I followed this story closely, but still found your documentary wrenching to watch. Did you find it difficult personally to do some of these interviews or look at this material repeatedly in the edit room? 

I feel like this film is an important part of the story. What I find so empowering is you can see these women stand up and confront their abuser. And it's helped me get through making this film; that these women are taking back their agency in a way that is revolutionary. So when you ask me if it's hard for conduct these interviews, yes. But you know who it was harder for? The survivors.

Did your film change dramatically or significantly from what you had in your head at the start? 

I really think the end of the film is an accountability section. You go through each person and each organization that let every single one of these people down and show them for who they are. And I think that is an important part of the story. This film kept shifting and at times it was a lot longer and it was like, this can't be long. This is a really painful place for people to be in so how do we tell this story in a complete way without damaging the psyche of the audience? Also we want to render how beautiful gymnastics is and this is not accusing the sport of being bad, it's accusing the bad actors of being bad.
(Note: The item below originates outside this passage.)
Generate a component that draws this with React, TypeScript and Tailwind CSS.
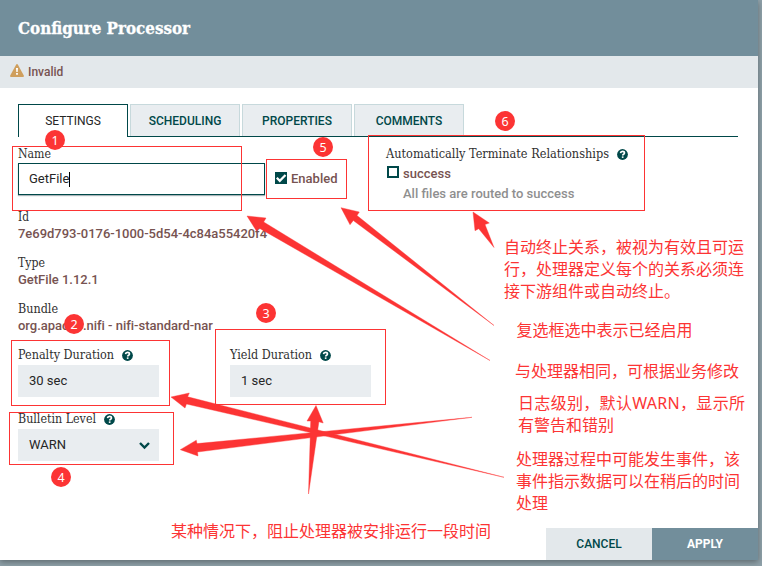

I think that had a much deeper impact because you realize the complicity …

That doesn't mean it's not hard to watch. This is a painful process so it's like, can you spend 90 minutes inside these young women's brains and [hear] their journey? I think, ultimately, it's incredibly redemptive. And that we can get there and we can protect our kids and we can be a voice for change. I don't want people to get scared off by the subject matter. Ultimately it's not you listening to Larry Nassar, it's listening to women.


A previous version of this story misspelled the name of Mick Grewal.